Identify each line holding the string "screenshot" and copy it.

Data listing:
>> BEGIN

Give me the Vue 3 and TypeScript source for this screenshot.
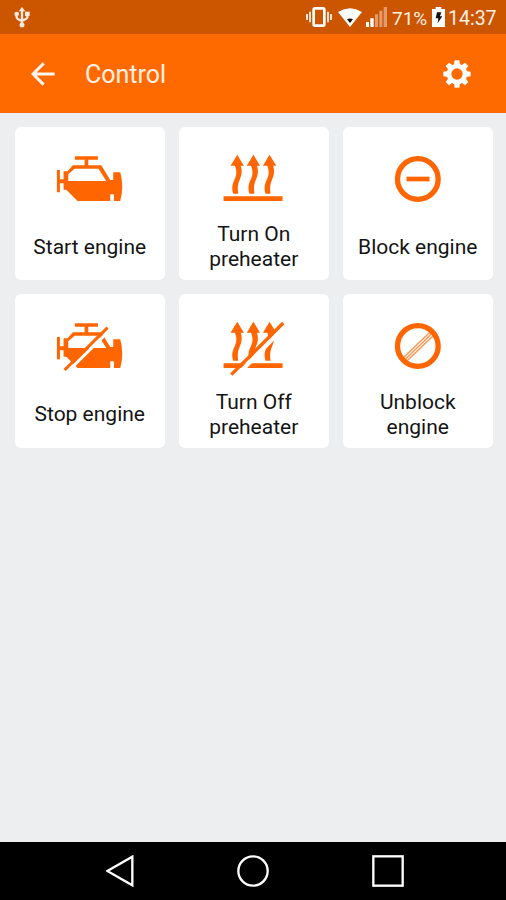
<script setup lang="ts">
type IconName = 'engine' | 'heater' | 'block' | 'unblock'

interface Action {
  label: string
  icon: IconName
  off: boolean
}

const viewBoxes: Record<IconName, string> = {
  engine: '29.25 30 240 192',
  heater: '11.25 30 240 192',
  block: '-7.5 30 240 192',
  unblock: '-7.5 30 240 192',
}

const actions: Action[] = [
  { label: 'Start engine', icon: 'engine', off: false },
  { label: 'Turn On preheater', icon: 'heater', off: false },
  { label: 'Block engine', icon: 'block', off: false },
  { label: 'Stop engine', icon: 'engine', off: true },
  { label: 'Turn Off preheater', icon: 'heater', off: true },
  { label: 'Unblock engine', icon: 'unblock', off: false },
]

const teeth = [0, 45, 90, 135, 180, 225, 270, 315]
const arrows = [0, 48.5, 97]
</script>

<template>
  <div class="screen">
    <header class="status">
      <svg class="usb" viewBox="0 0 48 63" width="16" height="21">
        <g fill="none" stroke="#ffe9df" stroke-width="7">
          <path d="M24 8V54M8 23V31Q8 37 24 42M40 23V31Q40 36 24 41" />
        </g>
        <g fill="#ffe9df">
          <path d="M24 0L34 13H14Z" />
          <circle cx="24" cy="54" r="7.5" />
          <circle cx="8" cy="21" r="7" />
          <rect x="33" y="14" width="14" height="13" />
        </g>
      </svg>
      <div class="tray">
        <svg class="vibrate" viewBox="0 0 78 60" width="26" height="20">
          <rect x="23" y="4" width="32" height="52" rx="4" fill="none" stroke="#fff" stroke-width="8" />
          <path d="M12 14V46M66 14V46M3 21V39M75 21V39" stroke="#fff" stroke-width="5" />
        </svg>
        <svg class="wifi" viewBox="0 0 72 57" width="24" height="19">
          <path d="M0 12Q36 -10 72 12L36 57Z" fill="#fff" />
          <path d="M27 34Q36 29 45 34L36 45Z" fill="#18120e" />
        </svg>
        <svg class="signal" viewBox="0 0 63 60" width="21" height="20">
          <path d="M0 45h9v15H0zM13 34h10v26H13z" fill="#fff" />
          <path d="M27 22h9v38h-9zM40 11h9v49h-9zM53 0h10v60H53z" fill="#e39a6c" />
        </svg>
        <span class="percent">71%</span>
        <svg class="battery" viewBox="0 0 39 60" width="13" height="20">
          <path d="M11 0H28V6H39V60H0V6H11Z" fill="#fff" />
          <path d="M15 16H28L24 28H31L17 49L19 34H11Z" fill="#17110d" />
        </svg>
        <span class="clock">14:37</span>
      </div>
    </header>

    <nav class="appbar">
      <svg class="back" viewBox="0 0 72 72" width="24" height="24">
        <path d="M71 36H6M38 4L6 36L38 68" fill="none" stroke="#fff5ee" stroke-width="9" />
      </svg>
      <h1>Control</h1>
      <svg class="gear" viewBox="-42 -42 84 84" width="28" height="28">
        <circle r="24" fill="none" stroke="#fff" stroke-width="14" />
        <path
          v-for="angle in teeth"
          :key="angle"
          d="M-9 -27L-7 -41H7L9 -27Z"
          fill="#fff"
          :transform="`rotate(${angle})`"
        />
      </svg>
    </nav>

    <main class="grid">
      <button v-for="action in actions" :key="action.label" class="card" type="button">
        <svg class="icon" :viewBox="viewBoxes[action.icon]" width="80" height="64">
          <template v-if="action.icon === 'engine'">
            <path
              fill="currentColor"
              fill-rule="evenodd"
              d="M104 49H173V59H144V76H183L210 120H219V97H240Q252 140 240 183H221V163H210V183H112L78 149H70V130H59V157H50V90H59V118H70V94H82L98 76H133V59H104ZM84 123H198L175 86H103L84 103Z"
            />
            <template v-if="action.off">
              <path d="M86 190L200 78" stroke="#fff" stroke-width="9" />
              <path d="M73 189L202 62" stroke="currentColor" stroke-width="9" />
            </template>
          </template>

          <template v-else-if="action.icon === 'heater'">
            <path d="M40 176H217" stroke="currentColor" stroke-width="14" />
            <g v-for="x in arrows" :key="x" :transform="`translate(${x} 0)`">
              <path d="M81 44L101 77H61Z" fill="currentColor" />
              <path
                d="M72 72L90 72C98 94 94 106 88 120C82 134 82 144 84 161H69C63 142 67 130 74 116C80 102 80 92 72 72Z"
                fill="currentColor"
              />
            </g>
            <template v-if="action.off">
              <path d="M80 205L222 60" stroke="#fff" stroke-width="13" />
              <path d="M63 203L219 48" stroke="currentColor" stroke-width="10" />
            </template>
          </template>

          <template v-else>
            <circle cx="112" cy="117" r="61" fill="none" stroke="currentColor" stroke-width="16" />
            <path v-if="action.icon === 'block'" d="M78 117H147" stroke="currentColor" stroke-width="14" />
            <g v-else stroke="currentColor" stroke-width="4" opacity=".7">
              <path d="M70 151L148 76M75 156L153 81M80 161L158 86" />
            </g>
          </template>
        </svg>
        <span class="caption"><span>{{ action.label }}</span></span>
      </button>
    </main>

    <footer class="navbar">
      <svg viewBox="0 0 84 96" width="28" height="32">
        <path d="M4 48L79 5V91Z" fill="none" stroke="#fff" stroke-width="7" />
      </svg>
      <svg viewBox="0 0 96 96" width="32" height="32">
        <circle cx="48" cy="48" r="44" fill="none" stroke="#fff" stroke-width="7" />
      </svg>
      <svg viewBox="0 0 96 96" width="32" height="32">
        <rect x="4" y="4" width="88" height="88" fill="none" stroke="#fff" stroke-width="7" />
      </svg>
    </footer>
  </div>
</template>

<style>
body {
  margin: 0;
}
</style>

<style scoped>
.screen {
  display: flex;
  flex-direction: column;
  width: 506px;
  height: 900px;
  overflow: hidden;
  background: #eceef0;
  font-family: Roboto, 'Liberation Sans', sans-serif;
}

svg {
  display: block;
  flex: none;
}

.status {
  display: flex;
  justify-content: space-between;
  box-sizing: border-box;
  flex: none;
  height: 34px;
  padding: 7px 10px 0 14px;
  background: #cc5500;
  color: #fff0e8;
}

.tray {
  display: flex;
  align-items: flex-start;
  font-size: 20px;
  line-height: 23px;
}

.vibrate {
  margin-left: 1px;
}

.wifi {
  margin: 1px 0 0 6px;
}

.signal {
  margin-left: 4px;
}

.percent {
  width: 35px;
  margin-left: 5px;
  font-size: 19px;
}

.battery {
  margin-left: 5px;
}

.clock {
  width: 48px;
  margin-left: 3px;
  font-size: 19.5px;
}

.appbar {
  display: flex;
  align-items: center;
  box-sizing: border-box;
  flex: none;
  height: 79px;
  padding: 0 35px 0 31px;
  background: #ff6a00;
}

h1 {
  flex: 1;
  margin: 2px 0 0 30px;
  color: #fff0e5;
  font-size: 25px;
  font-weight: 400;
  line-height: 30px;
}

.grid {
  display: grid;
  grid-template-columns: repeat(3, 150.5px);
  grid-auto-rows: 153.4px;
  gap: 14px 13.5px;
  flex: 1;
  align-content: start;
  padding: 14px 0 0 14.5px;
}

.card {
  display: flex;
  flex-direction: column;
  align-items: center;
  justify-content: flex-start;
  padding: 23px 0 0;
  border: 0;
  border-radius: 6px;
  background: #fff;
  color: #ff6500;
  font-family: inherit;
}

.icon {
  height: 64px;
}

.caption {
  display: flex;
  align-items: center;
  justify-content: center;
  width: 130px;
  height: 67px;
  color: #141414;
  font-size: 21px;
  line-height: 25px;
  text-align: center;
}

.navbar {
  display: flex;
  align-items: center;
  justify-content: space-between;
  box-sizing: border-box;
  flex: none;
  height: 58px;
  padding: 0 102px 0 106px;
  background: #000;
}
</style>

>> END
>> BEGIN

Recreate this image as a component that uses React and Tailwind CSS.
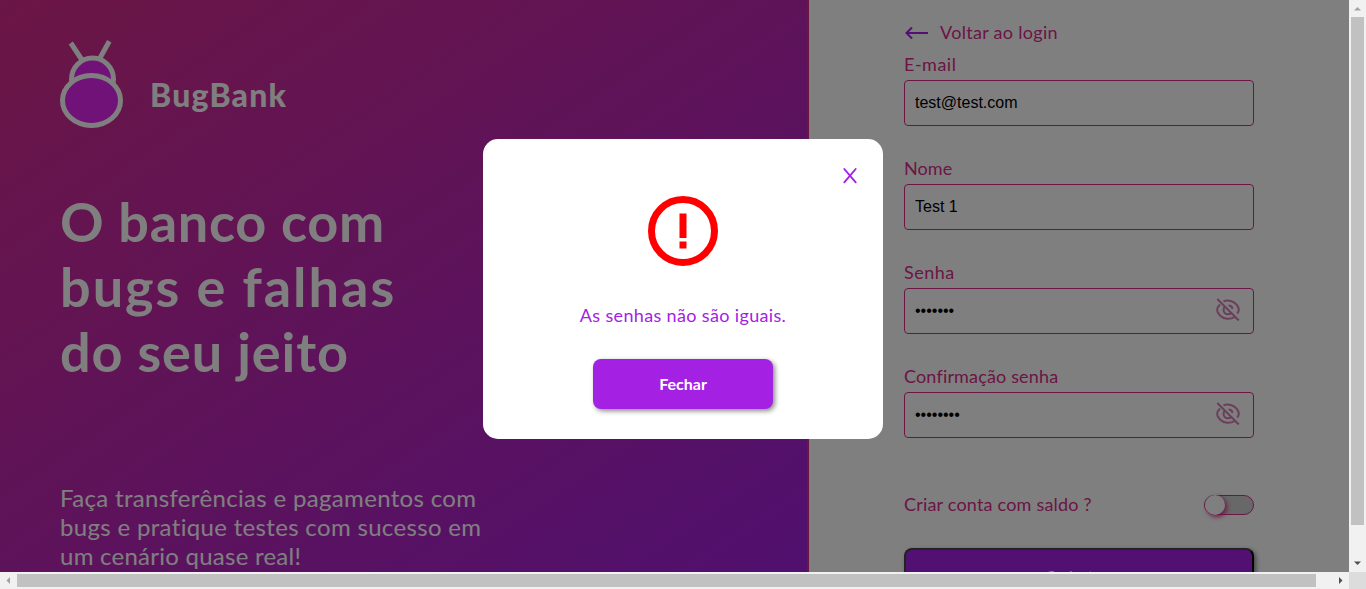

>> END
>> BEGIN

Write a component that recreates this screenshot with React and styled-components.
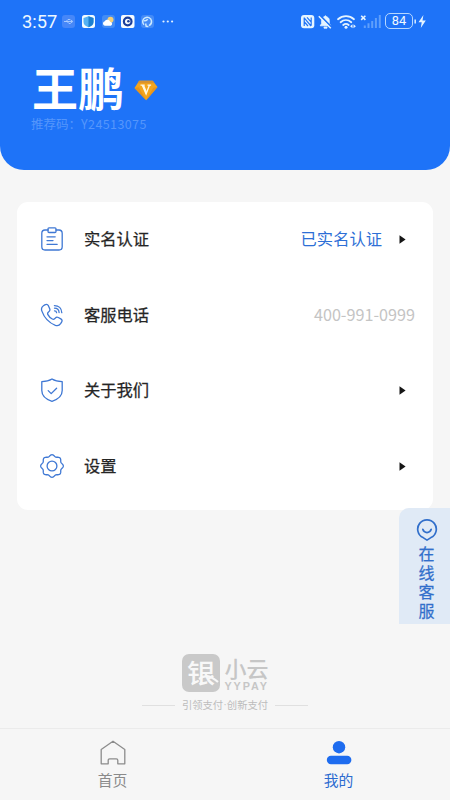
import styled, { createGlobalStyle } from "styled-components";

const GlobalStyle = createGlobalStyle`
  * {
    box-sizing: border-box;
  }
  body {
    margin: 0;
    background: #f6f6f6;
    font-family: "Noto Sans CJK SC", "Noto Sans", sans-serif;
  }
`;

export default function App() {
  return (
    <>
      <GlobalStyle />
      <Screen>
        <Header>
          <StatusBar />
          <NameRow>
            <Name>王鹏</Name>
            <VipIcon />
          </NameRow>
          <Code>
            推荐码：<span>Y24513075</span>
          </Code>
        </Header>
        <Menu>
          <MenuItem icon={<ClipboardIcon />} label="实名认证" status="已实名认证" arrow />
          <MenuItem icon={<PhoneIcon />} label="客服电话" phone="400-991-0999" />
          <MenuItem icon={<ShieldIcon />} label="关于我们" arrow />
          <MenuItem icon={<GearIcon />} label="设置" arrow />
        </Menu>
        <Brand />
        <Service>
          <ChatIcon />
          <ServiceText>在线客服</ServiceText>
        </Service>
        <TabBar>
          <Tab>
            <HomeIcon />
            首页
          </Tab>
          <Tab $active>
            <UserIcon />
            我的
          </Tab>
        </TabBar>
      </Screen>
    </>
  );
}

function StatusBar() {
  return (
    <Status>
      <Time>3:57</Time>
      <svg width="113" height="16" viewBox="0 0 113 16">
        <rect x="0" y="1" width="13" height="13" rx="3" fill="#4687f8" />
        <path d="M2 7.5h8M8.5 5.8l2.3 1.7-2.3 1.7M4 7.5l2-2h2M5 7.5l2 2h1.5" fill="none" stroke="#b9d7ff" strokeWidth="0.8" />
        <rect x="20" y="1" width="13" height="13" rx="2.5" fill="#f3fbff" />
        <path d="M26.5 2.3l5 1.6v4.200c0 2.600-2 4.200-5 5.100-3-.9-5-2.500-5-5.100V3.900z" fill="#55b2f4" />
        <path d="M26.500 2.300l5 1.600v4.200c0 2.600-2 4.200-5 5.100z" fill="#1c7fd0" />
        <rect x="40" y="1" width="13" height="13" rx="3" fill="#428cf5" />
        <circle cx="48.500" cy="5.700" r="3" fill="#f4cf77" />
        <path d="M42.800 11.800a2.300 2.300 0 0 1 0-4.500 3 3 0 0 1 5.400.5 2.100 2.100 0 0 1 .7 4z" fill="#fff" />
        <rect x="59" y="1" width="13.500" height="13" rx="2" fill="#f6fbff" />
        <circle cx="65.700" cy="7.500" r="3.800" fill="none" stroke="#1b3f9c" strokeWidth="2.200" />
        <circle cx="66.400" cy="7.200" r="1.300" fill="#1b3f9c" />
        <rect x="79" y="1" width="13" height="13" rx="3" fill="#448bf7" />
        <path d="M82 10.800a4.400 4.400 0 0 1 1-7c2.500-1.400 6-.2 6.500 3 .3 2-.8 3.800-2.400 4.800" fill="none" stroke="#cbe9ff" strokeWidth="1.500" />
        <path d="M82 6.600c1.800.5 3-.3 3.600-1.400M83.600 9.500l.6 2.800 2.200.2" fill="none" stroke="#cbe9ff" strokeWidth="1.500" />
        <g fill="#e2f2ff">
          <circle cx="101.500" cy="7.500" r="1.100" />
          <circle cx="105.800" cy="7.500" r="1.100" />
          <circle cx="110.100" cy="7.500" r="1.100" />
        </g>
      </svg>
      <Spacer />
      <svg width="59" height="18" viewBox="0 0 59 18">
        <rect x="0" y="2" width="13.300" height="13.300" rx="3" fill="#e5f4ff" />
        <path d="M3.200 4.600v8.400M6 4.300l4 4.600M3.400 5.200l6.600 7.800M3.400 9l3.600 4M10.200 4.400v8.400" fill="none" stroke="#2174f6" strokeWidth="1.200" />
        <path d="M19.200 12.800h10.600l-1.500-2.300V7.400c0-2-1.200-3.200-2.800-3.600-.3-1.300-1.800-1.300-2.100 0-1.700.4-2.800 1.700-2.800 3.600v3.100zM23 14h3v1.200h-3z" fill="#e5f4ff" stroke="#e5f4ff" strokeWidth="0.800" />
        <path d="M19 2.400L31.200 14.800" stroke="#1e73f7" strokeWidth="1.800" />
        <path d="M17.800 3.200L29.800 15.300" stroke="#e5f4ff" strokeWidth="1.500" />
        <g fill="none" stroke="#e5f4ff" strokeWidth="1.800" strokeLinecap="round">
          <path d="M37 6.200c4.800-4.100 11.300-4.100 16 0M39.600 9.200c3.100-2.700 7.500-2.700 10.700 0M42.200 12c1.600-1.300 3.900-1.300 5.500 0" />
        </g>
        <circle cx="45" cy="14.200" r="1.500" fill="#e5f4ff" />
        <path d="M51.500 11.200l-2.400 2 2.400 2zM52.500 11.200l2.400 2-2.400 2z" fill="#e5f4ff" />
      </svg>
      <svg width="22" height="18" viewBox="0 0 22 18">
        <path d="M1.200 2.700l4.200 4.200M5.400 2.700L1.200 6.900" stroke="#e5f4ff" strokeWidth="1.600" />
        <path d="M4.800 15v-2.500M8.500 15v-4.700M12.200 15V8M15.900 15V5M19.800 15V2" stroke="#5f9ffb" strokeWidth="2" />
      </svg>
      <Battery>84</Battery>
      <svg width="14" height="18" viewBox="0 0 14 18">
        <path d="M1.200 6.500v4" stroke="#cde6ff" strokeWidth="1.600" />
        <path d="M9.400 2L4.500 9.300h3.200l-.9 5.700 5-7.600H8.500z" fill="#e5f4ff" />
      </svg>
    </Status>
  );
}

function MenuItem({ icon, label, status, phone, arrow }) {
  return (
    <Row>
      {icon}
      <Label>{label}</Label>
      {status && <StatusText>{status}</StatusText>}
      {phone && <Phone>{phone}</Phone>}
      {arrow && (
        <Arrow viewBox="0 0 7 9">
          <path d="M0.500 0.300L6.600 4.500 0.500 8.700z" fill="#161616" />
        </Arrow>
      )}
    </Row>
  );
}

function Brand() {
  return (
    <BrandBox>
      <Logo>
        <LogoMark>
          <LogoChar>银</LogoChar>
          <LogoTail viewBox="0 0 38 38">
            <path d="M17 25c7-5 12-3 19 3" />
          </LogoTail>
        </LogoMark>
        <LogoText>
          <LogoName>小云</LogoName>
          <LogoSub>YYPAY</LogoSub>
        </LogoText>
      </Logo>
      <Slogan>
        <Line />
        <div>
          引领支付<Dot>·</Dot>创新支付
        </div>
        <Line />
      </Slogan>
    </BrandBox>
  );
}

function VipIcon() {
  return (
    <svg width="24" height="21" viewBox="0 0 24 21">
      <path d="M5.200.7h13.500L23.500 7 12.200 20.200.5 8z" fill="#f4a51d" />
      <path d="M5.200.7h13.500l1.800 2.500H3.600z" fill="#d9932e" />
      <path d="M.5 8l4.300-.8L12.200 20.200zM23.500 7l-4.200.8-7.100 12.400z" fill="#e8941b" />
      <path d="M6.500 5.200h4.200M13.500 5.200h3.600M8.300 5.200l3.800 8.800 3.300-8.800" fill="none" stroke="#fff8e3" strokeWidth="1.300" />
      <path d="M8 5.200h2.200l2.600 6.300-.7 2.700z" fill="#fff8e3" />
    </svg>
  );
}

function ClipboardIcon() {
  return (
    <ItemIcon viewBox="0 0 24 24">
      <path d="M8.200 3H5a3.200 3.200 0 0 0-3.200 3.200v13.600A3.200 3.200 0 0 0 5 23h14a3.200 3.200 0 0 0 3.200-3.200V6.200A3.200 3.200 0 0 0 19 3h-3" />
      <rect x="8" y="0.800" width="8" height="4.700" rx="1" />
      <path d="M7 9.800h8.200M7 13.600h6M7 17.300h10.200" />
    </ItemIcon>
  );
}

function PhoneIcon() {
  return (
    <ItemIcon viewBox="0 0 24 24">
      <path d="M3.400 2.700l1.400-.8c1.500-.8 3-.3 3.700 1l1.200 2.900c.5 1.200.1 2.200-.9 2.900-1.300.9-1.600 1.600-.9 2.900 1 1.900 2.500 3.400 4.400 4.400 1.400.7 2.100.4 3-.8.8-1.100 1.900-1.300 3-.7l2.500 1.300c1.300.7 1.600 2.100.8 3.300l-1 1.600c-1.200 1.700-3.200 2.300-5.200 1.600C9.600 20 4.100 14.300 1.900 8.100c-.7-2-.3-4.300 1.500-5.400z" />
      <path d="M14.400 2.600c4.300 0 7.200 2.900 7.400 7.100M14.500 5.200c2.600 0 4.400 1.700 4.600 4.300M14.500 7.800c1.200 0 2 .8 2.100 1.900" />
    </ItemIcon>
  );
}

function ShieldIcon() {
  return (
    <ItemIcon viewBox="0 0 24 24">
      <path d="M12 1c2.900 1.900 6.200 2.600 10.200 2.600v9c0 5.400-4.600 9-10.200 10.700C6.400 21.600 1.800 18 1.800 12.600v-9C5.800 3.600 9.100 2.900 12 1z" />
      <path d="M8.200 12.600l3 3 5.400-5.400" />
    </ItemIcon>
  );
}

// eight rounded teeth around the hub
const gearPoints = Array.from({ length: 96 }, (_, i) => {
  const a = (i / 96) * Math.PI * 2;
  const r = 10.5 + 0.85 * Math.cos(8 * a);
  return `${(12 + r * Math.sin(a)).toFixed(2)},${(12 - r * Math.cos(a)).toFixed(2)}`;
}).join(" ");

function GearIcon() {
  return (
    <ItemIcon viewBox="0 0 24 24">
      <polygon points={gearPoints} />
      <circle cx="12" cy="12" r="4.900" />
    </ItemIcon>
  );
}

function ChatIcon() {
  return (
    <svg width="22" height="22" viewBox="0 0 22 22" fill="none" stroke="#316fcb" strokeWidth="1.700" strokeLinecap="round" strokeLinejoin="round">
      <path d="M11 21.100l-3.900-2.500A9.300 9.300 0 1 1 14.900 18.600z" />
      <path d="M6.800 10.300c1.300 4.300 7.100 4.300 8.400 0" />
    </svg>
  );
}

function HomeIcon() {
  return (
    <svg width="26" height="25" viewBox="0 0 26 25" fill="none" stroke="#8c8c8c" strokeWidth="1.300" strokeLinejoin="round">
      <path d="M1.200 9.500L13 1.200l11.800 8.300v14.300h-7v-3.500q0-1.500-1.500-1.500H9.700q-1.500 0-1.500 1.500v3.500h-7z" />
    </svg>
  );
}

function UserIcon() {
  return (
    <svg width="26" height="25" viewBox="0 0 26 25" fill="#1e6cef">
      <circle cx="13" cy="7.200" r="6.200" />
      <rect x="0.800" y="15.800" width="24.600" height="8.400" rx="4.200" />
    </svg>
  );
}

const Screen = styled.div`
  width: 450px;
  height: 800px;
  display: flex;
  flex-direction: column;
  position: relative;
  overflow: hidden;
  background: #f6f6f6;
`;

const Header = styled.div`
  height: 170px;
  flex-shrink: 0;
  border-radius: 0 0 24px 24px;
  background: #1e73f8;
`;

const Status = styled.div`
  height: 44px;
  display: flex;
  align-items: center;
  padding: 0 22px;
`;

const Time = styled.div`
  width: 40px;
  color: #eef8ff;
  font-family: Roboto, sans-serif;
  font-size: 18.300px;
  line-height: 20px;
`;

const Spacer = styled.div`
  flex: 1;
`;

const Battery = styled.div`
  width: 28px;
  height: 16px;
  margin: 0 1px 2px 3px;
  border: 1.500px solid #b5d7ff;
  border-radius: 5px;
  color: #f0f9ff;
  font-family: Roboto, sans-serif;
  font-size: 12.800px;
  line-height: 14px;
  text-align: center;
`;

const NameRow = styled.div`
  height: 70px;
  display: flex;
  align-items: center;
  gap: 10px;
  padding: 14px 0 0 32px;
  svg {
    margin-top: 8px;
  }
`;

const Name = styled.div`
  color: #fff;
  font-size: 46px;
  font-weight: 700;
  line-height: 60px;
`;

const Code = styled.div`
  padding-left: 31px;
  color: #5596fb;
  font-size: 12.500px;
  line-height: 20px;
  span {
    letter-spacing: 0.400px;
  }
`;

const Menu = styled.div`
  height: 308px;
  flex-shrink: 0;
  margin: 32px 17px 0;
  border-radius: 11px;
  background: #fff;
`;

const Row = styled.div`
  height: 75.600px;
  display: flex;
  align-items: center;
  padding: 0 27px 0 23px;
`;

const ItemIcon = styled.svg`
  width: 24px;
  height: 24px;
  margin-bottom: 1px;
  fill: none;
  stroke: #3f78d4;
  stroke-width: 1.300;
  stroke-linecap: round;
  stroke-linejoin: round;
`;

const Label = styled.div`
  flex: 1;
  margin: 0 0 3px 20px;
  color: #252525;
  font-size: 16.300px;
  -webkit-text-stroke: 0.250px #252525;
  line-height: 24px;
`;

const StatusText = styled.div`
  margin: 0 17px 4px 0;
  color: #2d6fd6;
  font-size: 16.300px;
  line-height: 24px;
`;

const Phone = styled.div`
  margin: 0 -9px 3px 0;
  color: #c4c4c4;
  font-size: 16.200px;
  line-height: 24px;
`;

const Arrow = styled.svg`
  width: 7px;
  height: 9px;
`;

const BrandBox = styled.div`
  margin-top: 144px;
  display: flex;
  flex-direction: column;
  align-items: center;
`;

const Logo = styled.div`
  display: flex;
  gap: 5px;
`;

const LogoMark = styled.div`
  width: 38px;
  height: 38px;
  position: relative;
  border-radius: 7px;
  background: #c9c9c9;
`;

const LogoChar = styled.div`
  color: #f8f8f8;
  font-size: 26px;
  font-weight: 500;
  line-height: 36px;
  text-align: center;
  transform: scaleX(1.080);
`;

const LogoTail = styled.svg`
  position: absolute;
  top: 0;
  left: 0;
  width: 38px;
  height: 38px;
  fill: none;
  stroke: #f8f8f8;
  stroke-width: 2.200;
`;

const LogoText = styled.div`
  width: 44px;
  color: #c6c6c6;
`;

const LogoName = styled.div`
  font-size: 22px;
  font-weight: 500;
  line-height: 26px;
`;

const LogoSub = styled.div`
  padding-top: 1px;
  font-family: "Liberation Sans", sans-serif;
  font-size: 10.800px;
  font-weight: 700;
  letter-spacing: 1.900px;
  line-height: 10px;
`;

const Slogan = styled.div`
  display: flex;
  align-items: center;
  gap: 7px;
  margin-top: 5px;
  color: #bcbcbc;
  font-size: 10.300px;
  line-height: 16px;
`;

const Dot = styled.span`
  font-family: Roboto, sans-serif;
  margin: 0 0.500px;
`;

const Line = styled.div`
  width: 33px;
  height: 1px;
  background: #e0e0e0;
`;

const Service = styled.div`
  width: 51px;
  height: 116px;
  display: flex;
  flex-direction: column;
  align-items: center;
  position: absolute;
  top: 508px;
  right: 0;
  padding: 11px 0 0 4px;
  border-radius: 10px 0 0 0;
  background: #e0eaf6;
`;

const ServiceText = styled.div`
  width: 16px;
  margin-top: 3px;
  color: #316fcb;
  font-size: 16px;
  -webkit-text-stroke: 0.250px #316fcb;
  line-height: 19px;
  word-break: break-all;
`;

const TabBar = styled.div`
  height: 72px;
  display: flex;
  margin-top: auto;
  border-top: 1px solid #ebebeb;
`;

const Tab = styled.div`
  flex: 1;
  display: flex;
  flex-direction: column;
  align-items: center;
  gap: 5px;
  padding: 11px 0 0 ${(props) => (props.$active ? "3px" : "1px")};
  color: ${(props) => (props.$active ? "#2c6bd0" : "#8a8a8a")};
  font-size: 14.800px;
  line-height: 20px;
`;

>> END

Task solution:
Give me the Vue 3 and TypeScript source for this screenshot.
Write a component that recreates this screenshot with React and styled-components.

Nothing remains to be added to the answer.